Mary is sent to Misselthwaite Manor, an isolated home on the moors of Yorkshire. She is shocked and disappointed when the servants do not defer to her as they did in India. While adjusting to life in England, Mary meets the maid Martha Sowerby (Cassie Stuart) who tells her the story of a secret walled garden that was locked up, with the key thrown away, after the late Mrs. Lilias Craven died there. Mary distracts herself from her loneliness and boredom by searching for the door to this garden. Eventually, she finds both door and key, only to learn that the garden has fallen to ruin. With the help of Martha's brother Dickon (Barret Oliver), Mary works to revive the garden.

Meanwhile, inside Misselthwaite Manor, Mary frequently wakes in the night to the ghostly sounds of sobbing. The servants insist that the sound is the wind, but one night Mary goes exploring and discovers Mr. Craven's bed-bound son Colin (Jadrien Steele), who weeps incessantly because he is convinced he is going to die. Everyone in the house hates him and hopes he will finally die because of his bad temper. The two gradually become friends as Mary tells him about his late mother's garden and how she and Dickon have been restoring it. At last Colin is curious enough that he demands to see this garden.

With Dickon's help, Mary takes Colin in his wheelchair to visit the garden in secret. Soon Colin declares that the garden must be magic, which inspires him to take his first steps unassisted. The house gardener Ben Weatherstaff (Michael Hordern), who has been spying on the children, witnesses this and is amazed. Ben offers to help revive the garden as well, and Colin tries to learn to stand and walk by himself.

Far away in London, Mr. Craven receives a letter from Dickon's mother Susan insisting he return to Misselthwaite Manor at once. Mr Craven arrives to discover the secret garden in full bloom, with the children gathered there.
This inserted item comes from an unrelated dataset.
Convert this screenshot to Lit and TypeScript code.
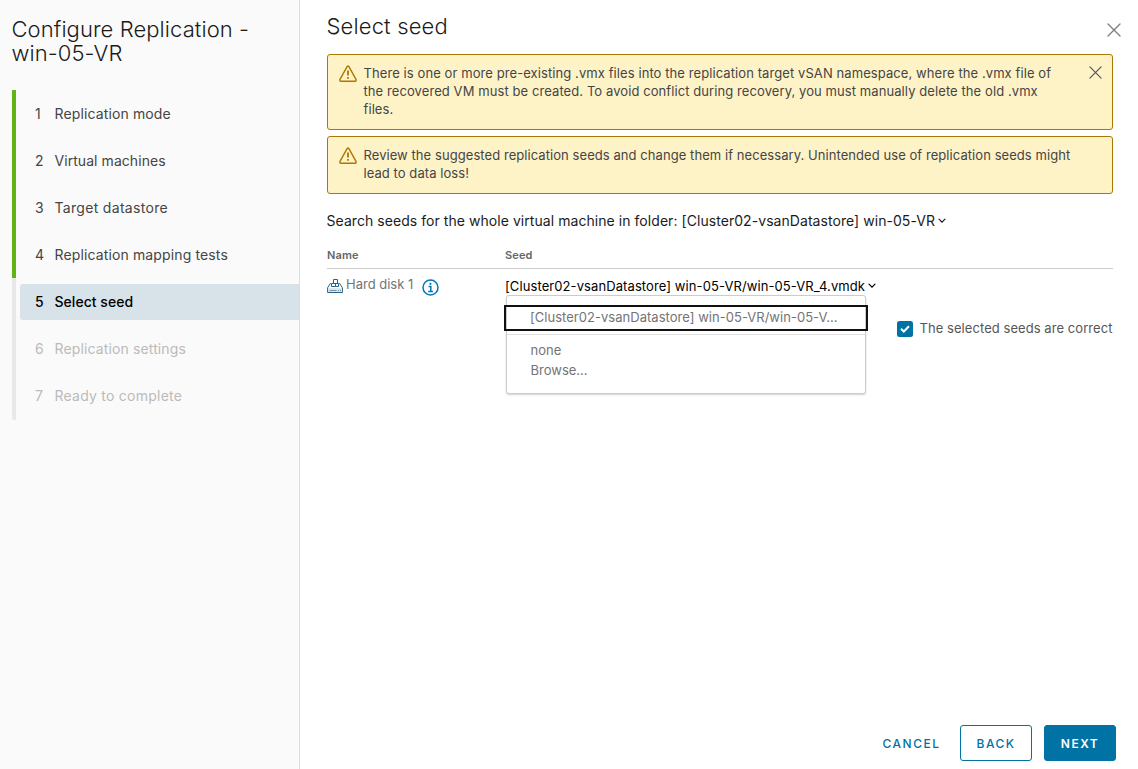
import { LitElement, html, css } from "lit";
import { customElement, property, state } from "lit/decorators.js";
import { classMap } from "lit/directives/class-map.js";

const closeIcon = (size: number) => html`<svg width=${size} height=${size} viewBox="0 0 14 14" fill="none" stroke="currentColor" stroke-width="1.3" stroke-linecap="round"><path d="M1 1L13 13M13 1L1 13" /></svg>`;
const caret = html`<svg class="caret" width="8" height="6" viewBox="0 0 8 6" fill="none" stroke="currentColor" stroke-width="1.2" stroke-linecap="round"><path d="M1 1.2L4 4.2L7 1.2" /></svg>`;

@customElement("wizard-alert")
class WizardAlert extends LitElement {
  @property({ type: Array }) lines: string[] = [];
  @property({ type: Boolean }) closable = false;

  static styles = css`
    :host {
      display: flex;
      box-sizing: border-box;
      padding: 9px 10px 11px 11px;
      border: 1px solid #ad7600;
      border-radius: 3px;
      background: #fef3c7;
      color: #454545;
    }
    .icon { flex: none; display: block; width: 18px; height: 18px; margin: 1px 6.5px 0 0; }
    .text { flex: 1; font-size: 13px; line-height: 18px; letter-spacing: 0.085px; white-space: nowrap; }
    .long { letter-spacing: 0.065px; }
    .close { color: #565656; height: 14px; margin-top: 2px; }
    .close svg { display: block; }
  `;

  render() {
    return html`
      <svg class="icon" viewBox="0 0 18 18" fill="none" stroke="#ad7600" stroke-width="1.4" stroke-linejoin="round">
        <path d="M8.1 1.7Q9 .4 9.9 1.7L17 14.3Q17.6 16 16 16.2H2Q.4 16 1 14.3Z" />
        <path d="M9 5.4V10.4M9 12V13.8" stroke-width="1.8" />
      </svg>
      <div class="text">${this.lines.map((l) => html`<div class=${classMap({ long: !this.closable })}>${l}</div>`)}</div>
      ${this.closable ? html`<span class="close">${closeIcon(13)}</span>` : null}
    `;
  }
}

@customElement("app-root")
class AppRoot extends LitElement {
  @state() private current = 5;

  private steps = [
    "Replication mode",
    "Virtual machines",
    "Target datastore",
    "Replication mapping tests",
    "Select seed",
    "Replication settings",
    "Ready to complete",
  ];

  static styles = css`
    :host {
      display: flex;
      width: 1138px;
      height: 769px;
      overflow: hidden;
      box-sizing: border-box;
      background: #fff;
      font-family: Inter, "Open Sans", sans-serif;
      color: #666;
    }
    * { box-sizing: border-box; }
    h1, h2 { margin: 0; color: #1b1b1b; font-size: 22px; font-weight: 300; line-height: 24px; letter-spacing: 0.08px; white-space: nowrap; }
    h2 { letter-spacing: 0.15px; }
    .side { flex: none; width: 300px; background: #fafafa; border-right: 1px solid #ddd; padding: 17px 0 0 11.5px; }
    .steps { margin: 25px 0 0 0.5px; }
    .step { display: flex; height: 47px; border-left: 4px solid #60b515; padding: 6px 0 5px 4px; }
    .step.upcoming, .step.current { border-left-color: #e8e8e8; }
    .step:last-child { height: 48px; padding-bottom: 6px; border-bottom-left-radius: 2px; }
    .label { flex: 1; display: flex; align-items: center; padding: 0 0 2px 15px; border-radius: 3px 0 0 3px; font-size: 14px; letter-spacing: 0.13px; color: #454545; }
    .num { width: 19.5px; }
    .s2 { letter-spacing: 0.06px; }
    .s3 { letter-spacing: 0.31px; }
    .s7 { letter-spacing: 0.24px; }
    .current .label { background: #d8e3e9; color: #000; font-weight: 500; letter-spacing: 0.03px; }
    .upcoming .label { color: #bababa; }

    .main { flex: 1; min-width: 0; display: flex; flex-direction: column; padding: 14px 17px 8px 27px; }
    .head { display: flex; justify-content: space-between; height: 40px; margin-left: -0.5px; }
    .head svg { display: block; margin-top: 9px; color: #7c7c7c; }
    .body { width: 786px; display: flex; flex-direction: column; }
    .alerts { display: grid; gap: 6px; }
    .alerts .first { height: 76px; }
    .alerts .second { height: 58px; }
    .caret { margin-left: 3px; }
    .search { display: flex; align-items: center; height: 20px; margin: 16px 0 0 -0.5px; font-size: 14px; letter-spacing: 0.055px; color: #1b1b1b; white-space: nowrap; }
    .search .caret { margin-top: 2px; }
    .grid { display: grid; grid-template-columns: 178px 1fr; }
    .thead { margin-top: 15px; height: 24px; align-items: center; padding-bottom: 3px; border-bottom: 1px solid #ccc; font-size: 11px; font-weight: 600; letter-spacing: 0.15px; color: #666; }
    .row { height: 50px; padding-top: 7px; }
    .disk { display: flex; height: 22px; font-size: 13px; color: #747474; }
    .disk .name { margin: 0 7.5px 0 3px; line-height: 17px; width: 68px; white-space: nowrap; }
    .drive { margin-top: 2px; }
    .info { margin-top: 2.5px; }
    .seed { position: relative; }
    .value { display: flex; align-items: center; height: 20px; font-size: 13px; letter-spacing: 0.095px; color: #000; white-space: nowrap; }
    .menu { position: absolute; top: 19px; left: 1px; width: 360px; height: 99px; border: 1px solid #ccc; border-radius: 3px; background: #fff; box-shadow: 0 1px 2px rgba(0, 0, 0, 0.18); font-size: 13px; color: #747474; white-space: nowrap; }
    .focus { height: 26px; margin: 9px -3px 0; padding-left: 24px; border: 2px solid #111; line-height: 21px; letter-spacing: 0.03px; }
    .rule { height: 1px; margin: 3px 0 5px; background: #e0e0e0; }
    .item { height: 20px; padding-left: 23.5px; line-height: 20px; }
    .confirm { display: flex; align-items: center; align-self: flex-end; height: 20px; font-size: 13px; letter-spacing: 0.06px; color: #565656; white-space: nowrap; }
    .confirm span { width: 193.5px; padding-bottom: 2px; }
    .check { margin-right: 6.5px; }
    .foot { display: flex; justify-content: flex-end; margin: auto 5px 0 0; }
    .btn { height: 36px; width: 72px; border: 1px solid #0072a3; border-radius: 3px; background: #fff; color: #0072a3; font: 500 12px/34px Inter, sans-serif; letter-spacing: 1.5px; text-align: center; padding: 1px 0 0; white-space: nowrap; }
    .btn.text { border-color: transparent; width: 90px; margin-right: 3.5px; }
    .btn.solid { background: #0072a3; color: #fff; font-weight: 600; margin-left: 12px; }
  `;

  render() {
    return html`
      <nav class="side">
        <h1><div>Configure Replication -</div><div>win-05-VR</div></h1>
        <div class="steps">
          ${this.steps.map((name, i) => html`
            <div class=${classMap({ step: true, current: i + 1 === this.current, upcoming: i + 1 > this.current })}>
              <div class="label"><span class="num">${i + 1}</span><span class="s${i + 1}">${name}</span></div>
            </div>`)}
        </div>
      </nav>
      <main class="main">
        <div class="head"><h2>Select seed</h2>${closeIcon(14)}</div>
        <div class="body">
          <div class="alerts">
            <wizard-alert class="first" closable .lines=${[
              "There is one or more pre-existing .vmx files into the replication target vSAN namespace, where the .vmx file of",
              "the recovered VM must be created. To avoid conflict during recovery, you must manually delete the old .vmx",
              "files.",
            ]}></wizard-alert>
            <wizard-alert class="second" .lines=${[
              "Review the suggested replication seeds and change them if necessary. Unintended use of replication seeds might",
              "lead to data loss!",
            ]}></wizard-alert>
          </div>
          <div class="search"><span>Search seeds for the whole virtual machine in folder: [Cluster02-vsanDatastore] win-05-VR</span>${caret}</div>
          <div class="grid thead"><span>Name</span><span>Seed</span></div>
          <div class="grid row">
            <div class="disk">
              <svg class="drive" width="16" height="16" viewBox="0 0 16 16" fill="none" stroke="#25628a">
                <path d="M4 5.5H3.3L.6 9.8V14.5H15.4V9.8L12.7 5.5H12" />
                <path d="M1.1 10.2H14.9V14H1.1Z" fill="#d5e5ee" stroke="none" />
                <path d="M4.5 5.5H8.5V8.5H4.5ZM8.5 5.5H11.5V8.5H8.5ZM6.5 1.5H10.5V5.5H6.5Z" fill="#fff" />
                <path d="M2.5 12.5H9.5M11 12.5H12M13 12.5H14" stroke="#8794a0" />
              </svg>
              <span class="name">Hard disk 1</span>
              <svg class="info" width="17" height="17" viewBox="0 0 17 17" fill="none" stroke="#0079b8" stroke-width="1.5">
                <circle cx="8.5" cy="8.5" r="7.5" />
                <path d="M6.6 7.5H8.8V12.5M6.2 12.6H11" />
                <circle cx="8.4" cy="4.8" r="1.1" fill="#0079b8" stroke="none" />
              </svg>
            </div>
            <div class="seed">
              <div class="value"><span>[Cluster02-vsanDatastore] win-05-VR/win-05-VR_4.vmdk</span>${caret}</div>
              <div class="menu">
                <div class="focus">[Cluster02-vsanDatastore] win-05-VR/win-05-V...</div>
                <div class="rule"></div>
                <div class="item">none</div>
                <div class="item">Browse...</div>
              </div>
            </div>
          </div>
          <label class="confirm">
            <svg class="check" width="16" height="16" viewBox="0 0 16 16"><rect width="16" height="16" rx="2.5" fill="#0072a3" /><path d="M4 7.8L6.8 10.5L12 5.2" fill="none" stroke="#fff" stroke-width="2" /></svg>
            <span>The selected seeds are correct</span>
          </label>
        </div>
        <div class="foot">
          <button class="btn text">CANCEL</button>
          <button class="btn">BACK</button>
          <button class="btn solid">NEXT</button>
        </div>
      </main>
    `;
  }
}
Colin rises and walks to his father for the first time, announcing that he is well now and will live forever and ever.

When the adult Mary finishes reminiscing, Ben Weatherstaff greets her and gives her the key to the secret garden. They discuss what happened to Dickon, who died in the war at the Forest of Argonne. Then the adult Colin (Colin Firth) enters the garden, having been wounded and released from the hospital. He says he has asked Mary to marry him before, but she never answered. She says she has been waiting for him to ask her in their garden. Colin proposes again, and Mary accepts.

==Cast==
- Gennie James as Mary Lennox
  - Irina Brook as Adult Mary Lennox
- Barret Oliver as Dickon Sowerby
- Jadrien Steele as Colin Craven
  - Colin Firth as Adult Colin Craven
- Billie Whitelaw as Mrs. Medlock
- Cassie Stuart as Martha Sowerby
- Michael Hordern as Benjamin Weatherstaff
- Derek Jacobi as Archibald Craven
- Lucy Gutteridge as Mrs. Lennox
- Julian Glover as Colonel McGraw
- Margaret Whiting as Nurse Boggs
- Philip Locke as Pitcher
- David Waller as Dr. Craven
- Pat Heywood as Mrs. Sowerby
- Carmel McSharry as Mrs. Gordy
- Tony Selby as Sergeant Barney
- Alison Doody as Lilias Craven (dream; cameos)
- Edward Tudor-Pole as John the Footman
- Stephen Dillane as Captain Harry Lennox
- Dominic Hawksley as Soldier

==Production==
===Filming===
Highclere Castle was used for interior and exterior settings of Misselthwaite Manor.

===Soundtrack===
The film uses Chopin's Nocturne no. 19 as its main theme.